## [Instruction]
Restate the listing that follows word for word, without its pictures.

:: Source material ::

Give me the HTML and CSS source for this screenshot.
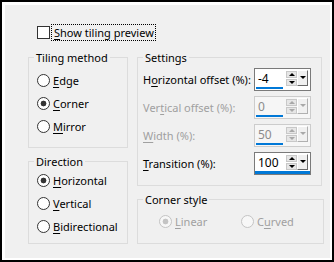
FILE: index.html
```html
<!DOCTYPE html>
<html lang="en">
<head>
    <meta charset="UTF-8">
    <title>Tiling</title>
    <link rel="stylesheet" href="styles.css">
</head>
<body>
    <div class="frame">
        <div class="dialog">
            <!-- Preview checkbox -->
            <div class="check-row">
                <span class="checkbox"></span>
                <span class="focus-label"><u>S</u>how tiling preview</span>
            </div>

            <div class="groups">
                <!-- Left column -->
                <div class="col-left">
                    <fieldset class="group group-method">
                        <legend>Tiling method</legend>
                        <div class="radio-row"><span class="radio"></span><span><u>E</u>dge</span></div>
                        <div class="radio-row"><span class="radio checked"></span><span><u>C</u>orner</span></div>
                        <div class="radio-row"><span class="radio"></span><span><u>M</u>irror</span></div>
                    </fieldset>

                    <fieldset class="group group-direction">
                        <legend>Direction</legend>
                        <div class="radio-row"><span class="radio checked"></span><span><u>H</u>orizontal</span></div>
                        <div class="radio-row"><span class="radio"></span><span><u>V</u>ertical</span></div>
                        <div class="radio-row"><span class="radio"></span><span><u>B</u>idirectional</span></div>
                    </fieldset>
                </div>

                <!-- Right column -->
                <div class="col-right">
                    <fieldset class="group group-settings">
                        <legend>Settings</legend>
                        <div class="field-row">
                            <span>H<u>o</u>rizontal offset (%):</span>
                            <div class="spin">
                                <div class="num">-4</div>
                                <div class="updown"><span class="btn"><i class="up"></i></span><span class="btn"><i class="down"></i></span></div>
                                <div class="drop"><i class="down"></i></div>
                            </div>
                        </div>
                        <div class="field-row disabled">
                            <span>Ver<u>t</u>ical offset (%):</span>
                            <div class="spin">
                                <div class="num">0</div>
                                <div class="updown"><span class="btn"><i class="up"></i></span><span class="btn"><i class="down"></i></span></div>
                                <div class="drop"><i class="down"></i></div>
                            </div>
                        </div>
                        <div class="field-row disabled">
                            <span><u>W</u>idth (%):</span>
                            <div class="spin">
                                <div class="num">50</div>
                                <div class="updown"><span class="btn"><i class="up"></i></span><span class="btn"><i class="down"></i></span></div>
                                <div class="drop"><i class="down"></i></div>
                            </div>
                        </div>
                        <div class="field-row">
                            <span><u>T</u>ransition (%):</span>
                            <div class="spin spin-wide">
                                <div class="num">100</div>
                                <div class="updown"><span class="btn"><i class="up"></i></span><span class="btn"><i class="down"></i></span></div>
                                <div class="drop"><i class="down"></i></div>
                            </div>
                        </div>
                    </fieldset>

                    <fieldset class="group group-corner">
                        <legend>Corner style</legend>
                        <div class="corner-options">
                            <div class="radio-row disabled"><span class="radio checked"></span><span><u>L</u>inear</span></div>
                            <div class="radio-row disabled"><span class="radio"></span><span>C<u>u</u>rved</span></div>
                        </div>
                    </fieldset>
                </div>
            </div>
        </div>
    </div>
</body>
</html>
```

FILE: styles.css
```css
/* Reset */
* {
    margin: 0;
    padding: 0;
    box-sizing: border-box;
}

body {
    background: #000;
    font-family: 'Noto Sans', sans-serif;
    font-size: 11px;
    color: #000;
}

u {
    text-decoration: underline;
    text-underline-offset: 2px;
}

/* Window frame */
.frame {
    width: 334px;
    height: 262px;
    border: 2px solid #000;
}

.dialog {
    height: 100%;
    background: #f0f0f0;
    border-top: 3px solid #fff;
    border-left: 3px solid #fff;
    border-right: 2px solid #fff;
    border-bottom: 2px solid #fff;
    padding: 19px 0 0 23px;
}

/* Checkbox row */
.check-row {
    display: flex;
    align-items: center;
    margin-left: 9px;
    height: 16px;
}

.checkbox {
    width: 13px;
    height: 13px;
    border: 1px solid #333;
    background: #fff;
}

.focus-label {
    margin-left: 2px;
    padding: 0 1px 0 2px;
    line-height: 15px;
    outline: 1px dotted #000;
}

/* Group boxes */
.groups {
    display: flex;
    gap: 9px;
    margin-top: 10px;
}

.col-left {
    width: 100px;
    display: flex;
    flex-direction: column;
    gap: 6px;
}

.col-right {
    width: 185px;
    display: flex;
    flex-direction: column;
    gap: 6px;
}

.group {
    border: 1px solid #dcdcdc;
    padding: 0 0 0 5px;
}

.group legend {
    padding: 0 2px;
    line-height: 15px;
}

.group-method {
    padding-top: 4px;
    padding-bottom: 9px;
}

.group-direction {
    padding-bottom: 5px;
}

.group-method .radio-row,
.group-direction .radio-row {
    margin-left: 3px;
}

.group-settings {
    padding-bottom: 8px;
}

.group-corner {
    padding-top: 3px;
    padding-bottom: 10px;
}

/* Radios */
.radio-row {
    display: flex;
    align-items: center;
    gap: 3px;
    height: 23px;
    white-space: nowrap;
}

.radio {
    flex: none;
    width: 13px;
    height: 13px;
    border: 1px solid #333;
    border-radius: 50%;
    background: #fff;
}

.radio.checked {
    background: radial-gradient(circle, #333 0 2.6px, #fff 3.2px);
}

.radio-row.disabled {
    color: #a0a0a0;
}

.radio-row.disabled .radio {
    border-color: #c4c4c4;
    background: #f7f7f7;
}

.radio-row.disabled .radio.checked {
    background: radial-gradient(circle, #c4c4c4 0 2.6px, #f7f7f7 3.2px);
}

.corner-options {
    display: grid;
    grid-template-columns: 82px 82px;
    margin-left: 16px;
}

/* Settings rows */
.field-row {
    display: flex;
    align-items: center;
    justify-content: space-between;
    height: 28px;
    padding-right: 10px;
    white-space: nowrap;
}

.field-row.disabled {
    color: #a0a0a0;
}

.spin {
    display: flex;
    align-items: flex-start;
    width: 57px;
    height: 23px;
    padding: 1px;
    border: 1px solid #7a7a7a;
    background: #fff;
    color: #000;
}

.num {
    width: 27px;
    height: 19px;
    padding-left: 2px;
    font-size: 12px;
    line-height: 17px;
    border-bottom: 2px solid #0078d7;
}

/* Transition field: underline runs under the buttons too */
.spin-wide {
    box-shadow: inset 0 -3px 0 #0078d7;
}

.spin-wide .num {
    border-bottom: none;
}

.updown {
    display: flex;
    flex-direction: column;
    gap: 1px;
    width: 11px;
    margin: 1px 0 0 3px;
}

.updown .btn {
    display: flex;
    align-items: center;
    justify-content: center;
    height: 7px;
    background: #e6e6e6;
    border: 1px solid #c8c8c8;
}

.drop {
    display: flex;
    align-items: center;
    justify-content: center;
    width: 11px;
    height: 16px;
    background: #f0f0f0;
    border-top: 1px solid #fff;
    border-left: 1px solid #fff;
    border-right: 1px solid #696969;
    border-bottom: 1px solid #696969;
}

.up {
    border-left: 3px solid transparent;
    border-right: 3px solid transparent;
    border-bottom: 3px solid #000;
}

.down {
    border-left: 3px solid transparent;
    border-right: 3px solid transparent;
    border-top: 3px solid #000;
}

.disabled .spin {
    border-color: #cccccc;
    background: #f6f6f6;
    color: #8c8c8c;
}

.disabled .up {
    border-bottom-color: #a8a8a8;
}

.disabled .down {
    border-top-color: #a8a8a8;
}

.disabled .drop {
    border-right-color: #b0b0b0;
    border-bottom-color: #b0b0b0;
}
```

:::

## [Exercise answer]
Give me the HTML and CSS source for this screenshot.
FILE: index.html
```html
<!DOCTYPE html>
<html lang="en">
<head>
    <meta charset="UTF-8">
    <title>Tiling</title>
    <link rel="stylesheet" href="styles.css">
</head>
<body>
    <div class="frame">
        <div class="dialog">
            <!-- Preview checkbox -->
            <div class="check-row">
                <span class="checkbox"></span>
                <span class="focus-label"><u>S</u>how tiling preview</span>
            </div>

            <div class="groups">
                <!-- Left column -->
                <div class="col-left">
                    <fieldset class="group group-method">
                        <legend>Tiling method</legend>
                        <div class="radio-row"><span class="radio"></span><span><u>E</u>dge</span></div>
                        <div class="radio-row"><span class="radio checked"></span><span><u>C</u>orner</span></div>
                        <div class="radio-row"><span class="radio"></span><span><u>M</u>irror</span></div>
                    </fieldset>

                    <fieldset class="group group-direction">
                        <legend>Direction</legend>
                        <div class="radio-row"><span class="radio checked"></span><span><u>H</u>orizontal</span></div>
                        <div class="radio-row"><span class="radio"></span><span><u>V</u>ertical</span></div>
                        <div class="radio-row"><span class="radio"></span><span><u>B</u>idirectional</span></div>
                    </fieldset>
                </div>

                <!-- Right column -->
                <div class="col-right">
                    <fieldset class="group group-settings">
                        <legend>Settings</legend>
                        <div class="field-row">
                            <span>H<u>o</u>rizontal offset (%):</span>
                            <div class="spin">
                                <div class="num">-4</div>
                                <div class="updown"><span class="btn"><i class="up"></i></span><span class="btn"><i class="down"></i></span></div>
                                <div class="drop"><i class="down"></i></div>
                            </div>
                        </div>
                        <div class="field-row disabled">
                            <span>Ver<u>t</u>ical offset (%):</span>
                            <div class="spin">
                                <div class="num">0</div>
                                <div class="updown"><span class="btn"><i class="up"></i></span><span class="btn"><i class="down"></i></span></div>
                                <div class="drop"><i class="down"></i></div>
                            </div>
                        </div>
                        <div class="field-row disabled">
                            <span><u>W</u>idth (%):</span>
                            <div class="spin">
                                <div class="num">50</div>
                                <div class="updown"><span class="btn"><i class="up"></i></span><span class="btn"><i class="down"></i></span></div>
                                <div class="drop"><i class="down"></i></div>
                            </div>
                        </div>
                        <div class="field-row">
                            <span><u>T</u>ransition (%):</span>
                            <div class="spin spin-wide">
                                <div class="num">100</div>
                                <div class="updown"><span class="btn"><i class="up"></i></span><span class="btn"><i class="down"></i></span></div>
                                <div class="drop"><i class="down"></i></div>
                            </div>
                        </div>
                    </fieldset>

                    <fieldset class="group group-corner">
                        <legend>Corner style</legend>
                        <div class="corner-options">
                            <div class="radio-row disabled"><span class="radio checked"></span><span><u>L</u>inear</span></div>
                            <div class="radio-row disabled"><span class="radio"></span><span>C<u>u</u>rved</span></div>
                        </div>
                    </fieldset>
                </div>
            </div>
        </div>
    </div>
</body>
</html>
```

FILE: styles.css
```css
/* Reset */
* {
    margin: 0;
    padding: 0;
    box-sizing: border-box;
}

body {
    background: #000;
    font-family: 'Noto Sans', sans-serif;
    font-size: 11px;
    color: #000;
}

u {
    text-decoration: underline;
    text-underline-offset: 2px;
}

/* Window frame */
.frame {
    width: 334px;
    height: 262px;
    border: 2px solid #000;
}

.dialog {
    height: 100%;
    background: #f0f0f0;
    border-top: 3px solid #fff;
    border-left: 3px solid #fff;
    border-right: 2px solid #fff;
    border-bottom: 2px solid #fff;
    padding: 19px 0 0 23px;
}

/* Checkbox row */
.check-row {
    display: flex;
    align-items: center;
    margin-left: 9px;
    height: 16px;
}

.checkbox {
    width: 13px;
    height: 13px;
    border: 1px solid #333;
    background: #fff;
}

.focus-label {
    margin-left: 2px;
    padding: 0 1px 0 2px;
    line-height: 15px;
    outline: 1px dotted #000;
}

/* Group boxes */
.groups {
    display: flex;
    gap: 9px;
    margin-top: 10px;
}

.col-left {
    width: 100px;
    display: flex;
    flex-direction: column;
    gap: 6px;
}

.col-right {
    width: 185px;
    display: flex;
    flex-direction: column;
    gap: 6px;
}

.group {
    border: 1px solid #dcdcdc;
    padding: 0 0 0 5px;
}

.group legend {
    padding: 0 2px;
    line-height: 15px;
}

.group-method {
    padding-top: 4px;
    padding-bottom: 9px;
}

.group-direction {
    padding-bottom: 5px;
}

.group-method .radio-row,
.group-direction .radio-row {
    margin-left: 3px;
}

.group-settings {
    padding-bottom: 8px;
}

.group-corner {
    padding-top: 3px;
    padding-bottom: 10px;
}

/* Radios */
.radio-row {
    display: flex;
    align-items: center;
    gap: 3px;
    height: 23px;
    white-space: nowrap;
}

.radio {
    flex: none;
    width: 13px;
    height: 13px;
    border: 1px solid #333;
    border-radius: 50%;
    background: #fff;
}

.radio.checked {
    background: radial-gradient(circle, #333 0 2.6px, #fff 3.2px);
}

.radio-row.disabled {
    color: #a0a0a0;
}

.radio-row.disabled .radio {
    border-color: #c4c4c4;
    background: #f7f7f7;
}

.radio-row.disabled .radio.checked {
    background: radial-gradient(circle, #c4c4c4 0 2.6px, #f7f7f7 3.2px);
}

.corner-options {
    display: grid;
    grid-template-columns: 82px 82px;
    margin-left: 16px;
}

/* Settings rows */
.field-row {
    display: flex;
    align-items: center;
    justify-content: space-between;
    height: 28px;
    padding-right: 10px;
    white-space: nowrap;
}

.field-row.disabled {
    color: #a0a0a0;
}

.spin {
    display: flex;
    align-items: flex-start;
    width: 57px;
    height: 23px;
    padding: 1px;
    border: 1px solid #7a7a7a;
    background: #fff;
    color: #000;
}

.num {
    width: 27px;
    height: 19px;
    padding-left: 2px;
    font-size: 12px;
    line-height: 17px;
    border-bottom: 2px solid #0078d7;
}

/* Transition field: underline runs under the buttons too */
.spin-wide {
    box-shadow: inset 0 -3px 0 #0078d7;
}

.spin-wide .num {
    border-bottom: none;
}

.updown {
    display: flex;
    flex-direction: column;
    gap: 1px;
    width: 11px;
    margin: 1px 0 0 3px;
}

.updown .btn {
    display: flex;
    align-items: center;
    justify-content: center;
    height: 7px;
    background: #e6e6e6;
    border: 1px solid #c8c8c8;
}

.drop {
    display: flex;
    align-items: center;
    justify-content: center;
    width: 11px;
    height: 16px;
    background: #f0f0f0;
    border-top: 1px solid #fff;
    border-left: 1px solid #fff;
    border-right: 1px solid #696969;
    border-bottom: 1px solid #696969;
}

.up {
    border-left: 3px solid transparent;
    border-right: 3px solid transparent;
    border-bottom: 3px solid #000;
}

.down {
    border-left: 3px solid transparent;
    border-right: 3px solid transparent;
    border-top: 3px solid #000;
}

.disabled .spin {
    border-color: #cccccc;
    background: #f6f6f6;
    color: #8c8c8c;
}

.disabled .up {
    border-bottom-color: #a8a8a8;
}

.disabled .down {
    border-top-color: #a8a8a8;
}

.disabled .drop {
    border-right-color: #b0b0b0;
    border-bottom-color: #b0b0b0;
}
```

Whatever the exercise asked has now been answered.